=== INFORMATION SUPPLIED ===
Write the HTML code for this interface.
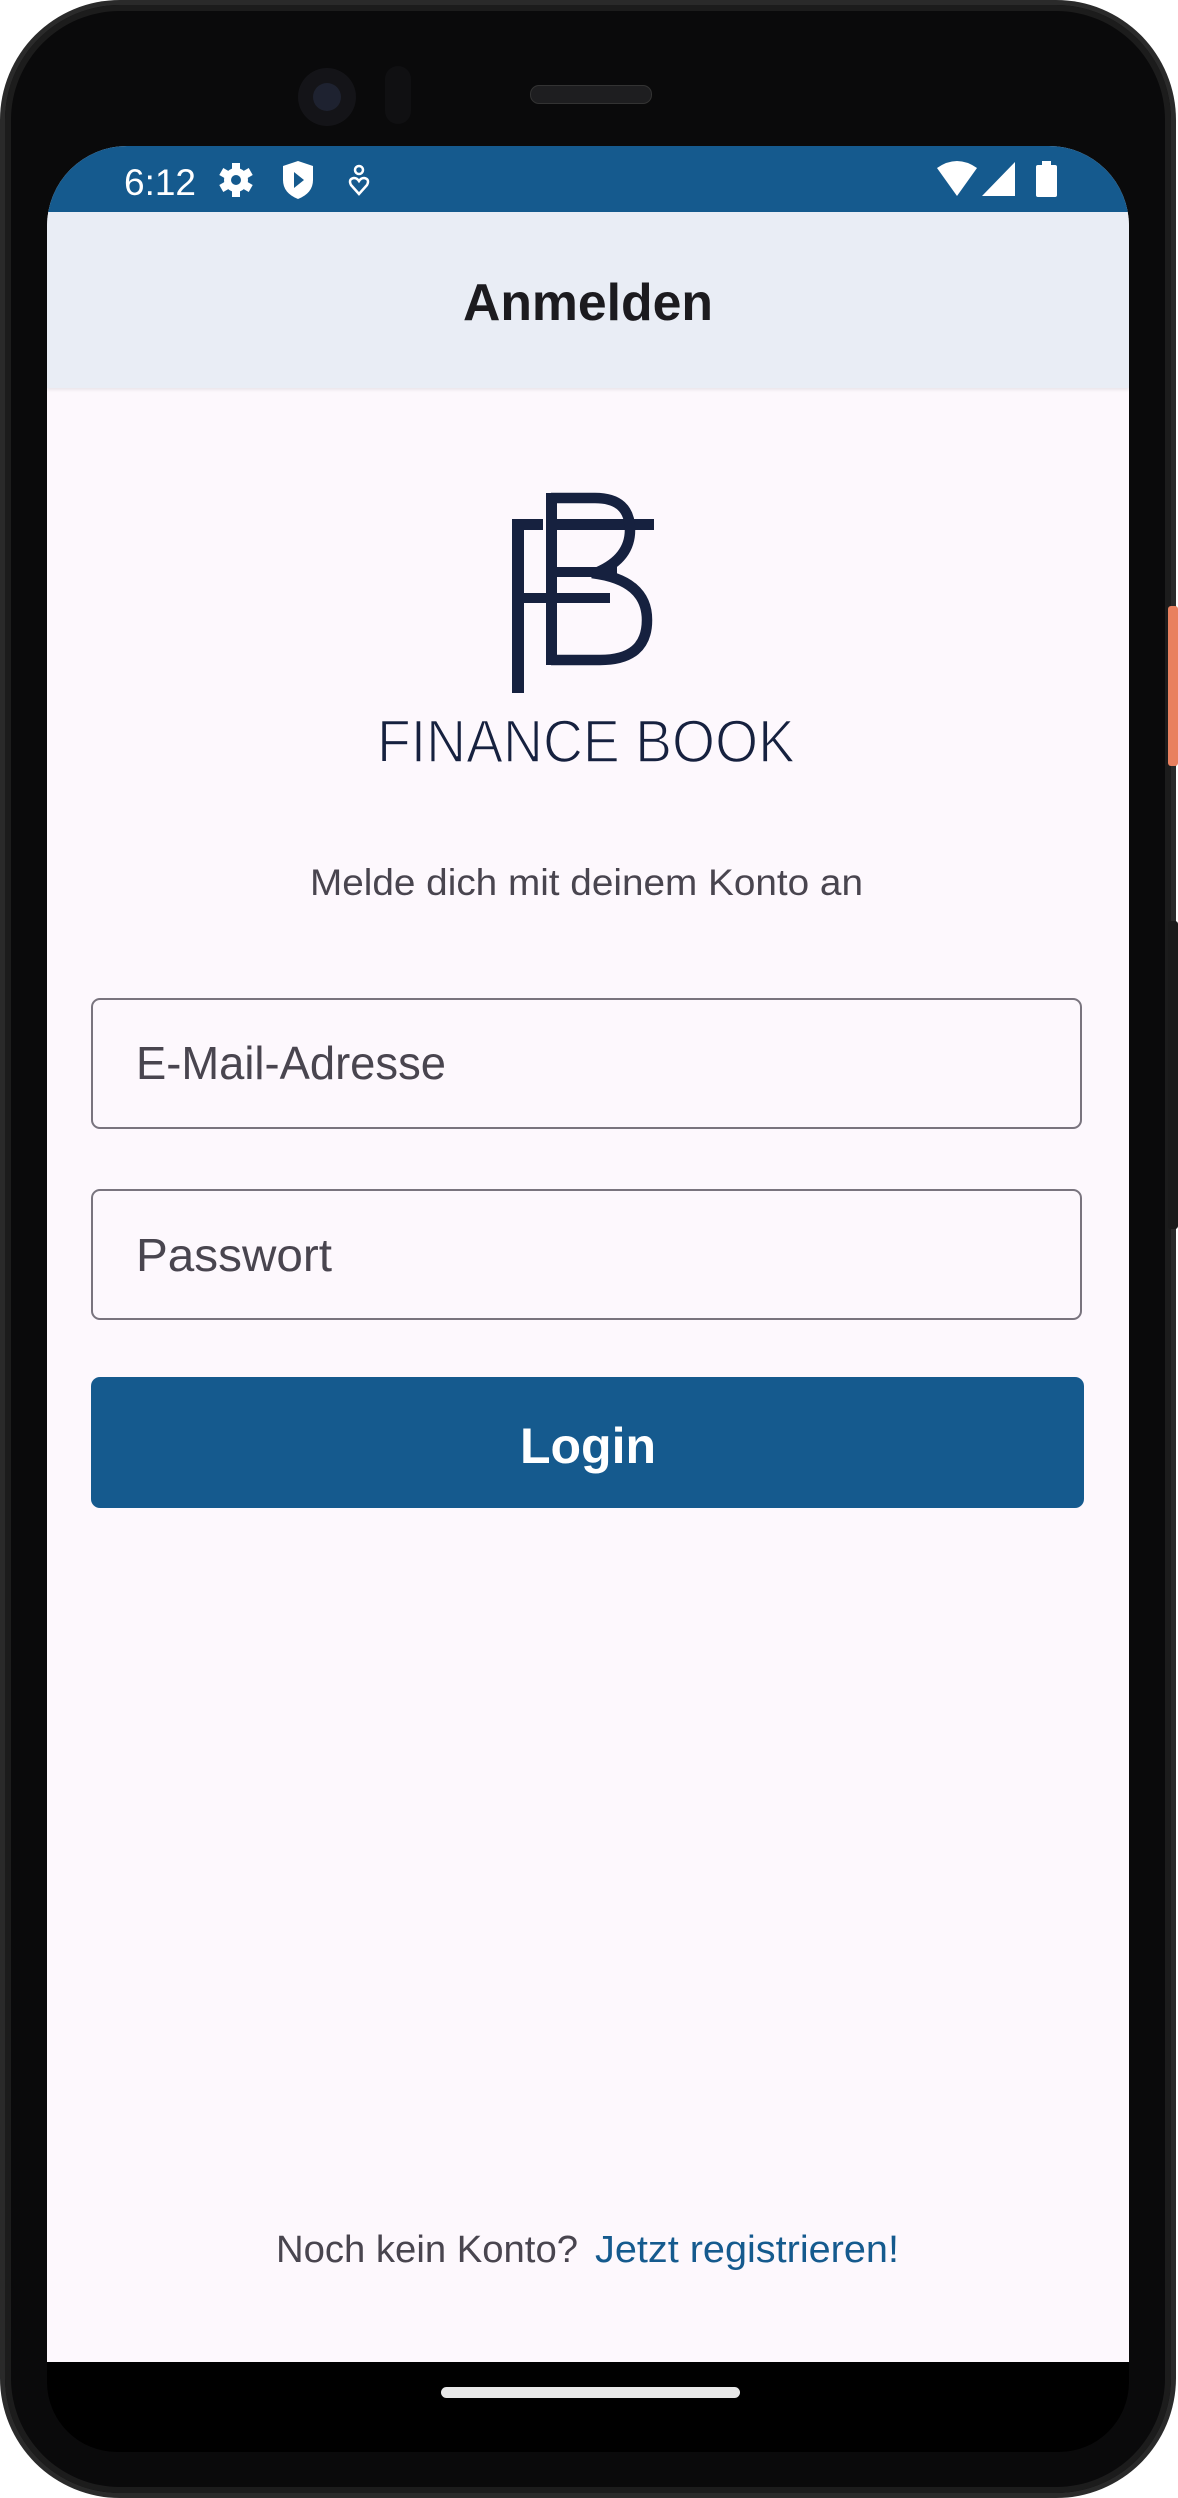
<!DOCTYPE html>
<html><head><meta charset="utf-8">
<style>
html,body{margin:0;padding:0;background:#fff;}
body{width:1178px;height:2498px;position:relative;overflow:hidden;font-family:"Liberation Sans",Roboto,sans-serif;}
.abs{position:absolute;}
</style></head>
<body>
<div class="abs" style="left:0;top:0;width:1176px;height:2498px;border-radius:120px;background:#2a2a2a;"></div>
<div class="abs" style="left:5px;top:5px;width:1166px;height:2488px;border-radius:115px;background:#0a0a0b;box-shadow:inset 0 0 0 6px #1c1c1c;"></div>
<div class="abs" style="left:1168px;top:606px;width:10px;height:160px;background:#e9805f;border-radius:3px;"></div>
<div class="abs" style="left:1168px;top:921px;width:10px;height:308px;background:#1a1a1a;border-radius:3px;"></div>
<div class="abs" style="left:298px;top:68px;width:58px;height:58px;border-radius:50%;background:#141418;"></div>
<div class="abs" style="left:313px;top:83px;width:28px;height:28px;border-radius:50%;background:#1e2230;"></div>
<div class="abs" style="left:385px;top:66px;width:26px;height:58px;border-radius:13px;background:#101012;"></div>
<div class="abs" style="left:530px;top:85px;width:120px;height:17px;border-radius:9px;background:#1e1e20;border:1px solid #333;"></div>

<div class="abs" style="left:47px;top:146px;width:1082px;height:2216px;background:#fdf8fd;border-radius:80px 80px 0 0;overflow:hidden;">
  <div class="abs" style="left:0;top:0;width:1082px;height:66px;background:#155a8e;"></div>
  <div class="abs" style="left:0;top:66px;width:1082px;height:176px;background:#e9edf5;box-shadow:0 2px 3px rgba(0,0,0,0.08);"></div>
</div>

<svg class="abs" style="left:0;top:0" width="1178" height="400">
  <text x="124" y="195" font-family="Liberation Sans,sans-serif" font-size="37" fill="#fff">6:12</text>
  <g transform="translate(236,180)" fill="#fff">
    <circle r="12"/>
    <g><rect x="-4" y="-17" width="8" height="34"/><rect x="-4" y="-17" width="8" height="34" transform="rotate(60)"/><rect x="-4" y="-17" width="8" height="34" transform="rotate(120)"/></g>
    <circle r="5" fill="#155a8e"/>
  </g>
  <path d="M283 166 L298 161 L313 166 L313 180 Q313 193 298 199 Q283 193 283 180 Z" fill="#fff"/>
  <path d="M294 172 L304 180 L294 188 Z" fill="#155a8e"/>
  <circle cx="359" cy="170" r="4" fill="none" stroke="#fff" stroke-width="2.5"/>
  <path d="M359 194 L351 185 Q348 179 354 178 Q357 178 359 181 Q361 178 364 178 Q370 179 367 185 Z" fill="none" stroke="#fff" stroke-width="2.5"/>
  <path d="M937 168 Q957 154 977 168 L957 196 Z" fill="#fff"/>
  <path d="M982 196 L1015 162 L1015 196 Z" fill="#fff"/>
  <rect x="1036" y="165" width="21" height="32" rx="2" fill="#fff"/>
  <rect x="1042" y="161" width="9" height="5" fill="#fff"/>
  <text x="588" y="320" text-anchor="middle" textLength="250" lengthAdjust="spacingAndGlyphs" font-family="Liberation Sans,sans-serif" font-size="52" font-weight="bold" fill="#1c1b1f">Anmelden</text>
</svg>

<svg class="abs" style="left:0;top:480px" width="1178" height="300">
  <g fill="#16213f">
    <rect x="512" y="39" width="12" height="174"/>
    <rect x="512" y="39" width="31" height="11"/>
    <rect x="524" y="113" width="86" height="10"/>
    <rect x="546" y="13" width="11" height="172"/>
    <rect x="557" y="39" width="97" height="11"/>
    <rect x="557" y="87" width="60" height="10"/>
  </g>
  <path d="M551 18 L595 18 Q630 18 630 50 Q630 78 598 92 M592 93 Q647 100 647 140 Q647 180 600 180 L551 180" fill="none" stroke="#16213f" stroke-width="10.5"/>
  <text x="377" y="282" textLength="418" lengthAdjust="spacingAndGlyphs" font-family="Liberation Sans,sans-serif" font-size="60" fill="#16213f" stroke="#fdf8fd" stroke-width="1.6">FINANCE BOOK</text>
</svg>

<svg class="abs" style="left:0;top:840px" width="1178" height="70">
  <text x="310" y="55" textLength="553" lengthAdjust="spacingAndGlyphs" font-family="Liberation Sans,sans-serif" font-size="37" fill="#49454f">Melde dich mit deinem Konto an</text>
</svg>

<div class="abs" style="left:91px;top:998px;width:987px;height:127px;border:2px solid #79747e;border-radius:9px;"></div>
<div class="abs" style="left:91px;top:1189px;width:987px;height:127px;border:2px solid #79747e;border-radius:9px;"></div>
<svg class="abs" style="left:0;top:997px" width="1178" height="540">
  <text x="136" y="82" textLength="310" lengthAdjust="spacingAndGlyphs" font-family="Liberation Sans,sans-serif" font-size="46" fill="#49454f">E-Mail-Adresse</text>
  <text x="136" y="274" textLength="196" lengthAdjust="spacingAndGlyphs" font-family="Liberation Sans,sans-serif" font-size="46" fill="#49454f">Passwort</text>
</svg>
<div class="abs" style="left:91px;top:1377px;width:993px;height:131px;background:#155a8e;border-radius:9px;"></div>
<svg class="abs" style="left:0;top:1377px" width="1178" height="140">
  <text x="588" y="86" text-anchor="middle" font-family="Liberation Sans,sans-serif" font-size="50" font-weight="bold" fill="#fff">Login</text>
</svg>

<svg class="abs" style="left:0;top:2200px" width="1178" height="80">
  <text x="276" y="62" textLength="302" lengthAdjust="spacingAndGlyphs" font-family="Liberation Sans,sans-serif" font-size="38" fill="#49454f">Noch kein Konto?</text>
  <text x="595" y="62" textLength="304" lengthAdjust="spacingAndGlyphs" font-family="Liberation Sans,sans-serif" font-size="38" fill="#155a8e">Jetzt registrieren!</text>
</svg>

<div class="abs" style="left:47px;top:2362px;width:1082px;height:90px;background:#000;border-radius:0 0 70px 70px;"></div>
<div class="abs" style="left:441px;top:2387px;width:299px;height:11px;background:#e8e8e8;border-radius:6px;"></div>
</body></html>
===
WRITTEN EXERCISE
Quote the full listing above word for word; exclude every picture from the copy.

SOLUTION TO THIS PROBLEM
Write the HTML code for this interface.
<!DOCTYPE html>
<html><head><meta charset="utf-8">
<style>
html,body{margin:0;padding:0;background:#fff;}
body{width:1178px;height:2498px;position:relative;overflow:hidden;font-family:"Liberation Sans",Roboto,sans-serif;}
.abs{position:absolute;}
</style></head>
<body>
<div class="abs" style="left:0;top:0;width:1176px;height:2498px;border-radius:120px;background:#2a2a2a;"></div>
<div class="abs" style="left:5px;top:5px;width:1166px;height:2488px;border-radius:115px;background:#0a0a0b;box-shadow:inset 0 0 0 6px #1c1c1c;"></div>
<div class="abs" style="left:1168px;top:606px;width:10px;height:160px;background:#e9805f;border-radius:3px;"></div>
<div class="abs" style="left:1168px;top:921px;width:10px;height:308px;background:#1a1a1a;border-radius:3px;"></div>
<div class="abs" style="left:298px;top:68px;width:58px;height:58px;border-radius:50%;background:#141418;"></div>
<div class="abs" style="left:313px;top:83px;width:28px;height:28px;border-radius:50%;background:#1e2230;"></div>
<div class="abs" style="left:385px;top:66px;width:26px;height:58px;border-radius:13px;background:#101012;"></div>
<div class="abs" style="left:530px;top:85px;width:120px;height:17px;border-radius:9px;background:#1e1e20;border:1px solid #333;"></div>

<div class="abs" style="left:47px;top:146px;width:1082px;height:2216px;background:#fdf8fd;border-radius:80px 80px 0 0;overflow:hidden;">
  <div class="abs" style="left:0;top:0;width:1082px;height:66px;background:#155a8e;"></div>
  <div class="abs" style="left:0;top:66px;width:1082px;height:176px;background:#e9edf5;box-shadow:0 2px 3px rgba(0,0,0,0.08);"></div>
</div>

<svg class="abs" style="left:0;top:0" width="1178" height="400">
  <text x="124" y="195" font-family="Liberation Sans,sans-serif" font-size="37" fill="#fff">6:12</text>
  <g transform="translate(236,180)" fill="#fff">
    <circle r="12"/>
    <g><rect x="-4" y="-17" width="8" height="34"/><rect x="-4" y="-17" width="8" height="34" transform="rotate(60)"/><rect x="-4" y="-17" width="8" height="34" transform="rotate(120)"/></g>
    <circle r="5" fill="#155a8e"/>
  </g>
  <path d="M283 166 L298 161 L313 166 L313 180 Q313 193 298 199 Q283 193 283 180 Z" fill="#fff"/>
  <path d="M294 172 L304 180 L294 188 Z" fill="#155a8e"/>
  <circle cx="359" cy="170" r="4" fill="none" stroke="#fff" stroke-width="2.5"/>
  <path d="M359 194 L351 185 Q348 179 354 178 Q357 178 359 181 Q361 178 364 178 Q370 179 367 185 Z" fill="none" stroke="#fff" stroke-width="2.5"/>
  <path d="M937 168 Q957 154 977 168 L957 196 Z" fill="#fff"/>
  <path d="M982 196 L1015 162 L1015 196 Z" fill="#fff"/>
  <rect x="1036" y="165" width="21" height="32" rx="2" fill="#fff"/>
  <rect x="1042" y="161" width="9" height="5" fill="#fff"/>
  <text x="588" y="320" text-anchor="middle" textLength="250" lengthAdjust="spacingAndGlyphs" font-family="Liberation Sans,sans-serif" font-size="52" font-weight="bold" fill="#1c1b1f">Anmelden</text>
</svg>

<svg class="abs" style="left:0;top:480px" width="1178" height="300">
  <g fill="#16213f">
    <rect x="512" y="39" width="12" height="174"/>
    <rect x="512" y="39" width="31" height="11"/>
    <rect x="524" y="113" width="86" height="10"/>
    <rect x="546" y="13" width="11" height="172"/>
    <rect x="557" y="39" width="97" height="11"/>
    <rect x="557" y="87" width="60" height="10"/>
  </g>
  <path d="M551 18 L595 18 Q630 18 630 50 Q630 78 598 92 M592 93 Q647 100 647 140 Q647 180 600 180 L551 180" fill="none" stroke="#16213f" stroke-width="10.5"/>
  <text x="377" y="282" textLength="418" lengthAdjust="spacingAndGlyphs" font-family="Liberation Sans,sans-serif" font-size="60" fill="#16213f" stroke="#fdf8fd" stroke-width="1.6">FINANCE BOOK</text>
</svg>

<svg class="abs" style="left:0;top:840px" width="1178" height="70">
  <text x="310" y="55" textLength="553" lengthAdjust="spacingAndGlyphs" font-family="Liberation Sans,sans-serif" font-size="37" fill="#49454f">Melde dich mit deinem Konto an</text>
</svg>

<div class="abs" style="left:91px;top:998px;width:987px;height:127px;border:2px solid #79747e;border-radius:9px;"></div>
<div class="abs" style="left:91px;top:1189px;width:987px;height:127px;border:2px solid #79747e;border-radius:9px;"></div>
<svg class="abs" style="left:0;top:997px" width="1178" height="540">
  <text x="136" y="82" textLength="310" lengthAdjust="spacingAndGlyphs" font-family="Liberation Sans,sans-serif" font-size="46" fill="#49454f">E-Mail-Adresse</text>
  <text x="136" y="274" textLength="196" lengthAdjust="spacingAndGlyphs" font-family="Liberation Sans,sans-serif" font-size="46" fill="#49454f">Passwort</text>
</svg>
<div class="abs" style="left:91px;top:1377px;width:993px;height:131px;background:#155a8e;border-radius:9px;"></div>
<svg class="abs" style="left:0;top:1377px" width="1178" height="140">
  <text x="588" y="86" text-anchor="middle" font-family="Liberation Sans,sans-serif" font-size="50" font-weight="bold" fill="#fff">Login</text>
</svg>

<svg class="abs" style="left:0;top:2200px" width="1178" height="80">
  <text x="276" y="62" textLength="302" lengthAdjust="spacingAndGlyphs" font-family="Liberation Sans,sans-serif" font-size="38" fill="#49454f">Noch kein Konto?</text>
  <text x="595" y="62" textLength="304" lengthAdjust="spacingAndGlyphs" font-family="Liberation Sans,sans-serif" font-size="38" fill="#155a8e">Jetzt registrieren!</text>
</svg>

<div class="abs" style="left:47px;top:2362px;width:1082px;height:90px;background:#000;border-radius:0 0 70px 70px;"></div>
<div class="abs" style="left:441px;top:2387px;width:299px;height:11px;background:#e8e8e8;border-radius:6px;"></div>
</body></html>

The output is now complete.